I don't know if it is small regional airports with no money, large international airports with few moments of downtime time needed for the upgrade, a mix those two, bad luck with the bureaucratic wheel-of-priorities spin, or what.
But there's no context to any of these articles, only "FLOPPY DRIVES LOL" so I had to take the time to find out what systems were actually impacted.
I mean, it could have been an old HP Oscilloscope in a RF rack that used floppy drives to store images and log data, or it could have been the Master Control Program of the entire air traffic control network.
There's a slight difference in impact between those two.
It appears as though there are multiple competitors/replacements to IDS-4 so the solution is to cut a check and block off some time on the calendar.
edit: every single journalist who just grabs a couple of tweets, adds some commentary, and dusts off their hands muttering "job well done" should encased in a Lucite cube and displayed in the town square as an object of ridicule.
I imagine log4j wasn't a problem either.
can winehq save the day in the interim or in the transition?
If anyone knows what ATC software they are using in the wild, let me know.

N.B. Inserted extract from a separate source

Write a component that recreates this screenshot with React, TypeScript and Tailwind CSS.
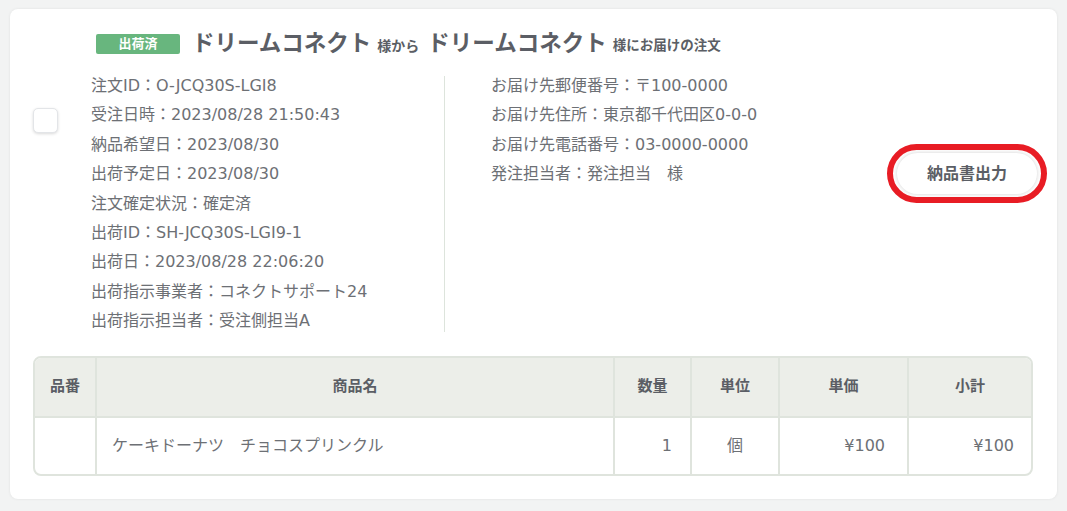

A screenshot would suffice.
There is also some work by the germans on moving the TID part to a web-based approach.
Also you need to handle planes without computers - you can land a personal plane at almost any airport. (With lots of caveats but still) Also you need to handle planes with failing automation. Also you really want to know the situation on the runways, so there's really no need to remove the single source of truth here.
YOLO i guess? :)
Hypothetically the nearby planes can detect that unresponsive plane on radar or other sensors, and try to react together as an intelligent swarm, to avoid it and let that plane land manually. But it’s not so simple. Planes are not loaded with full fuel tanks, only a bit extra. Some planes may have already underwent a go-around if the airport is busy. So it’s not just “land without crashing”, it’s also a prioritization issue.
IMO we certainly need humans in the loop, in a centralized fashion, to “orchestrate” a manual emergency landing if there is some critical cascading failure or bug in the software. I agree that in the happy path (99% of cases) it’s possible to automate it all. In theory.
Things get more complicated when you consider that small planes (flown for hobby, flight school, etc) have waaaaay less tech. That can’t work in some peer to peer fashion without a major upgrade to all those planes too. And the owners of those planes are not corporations making billions.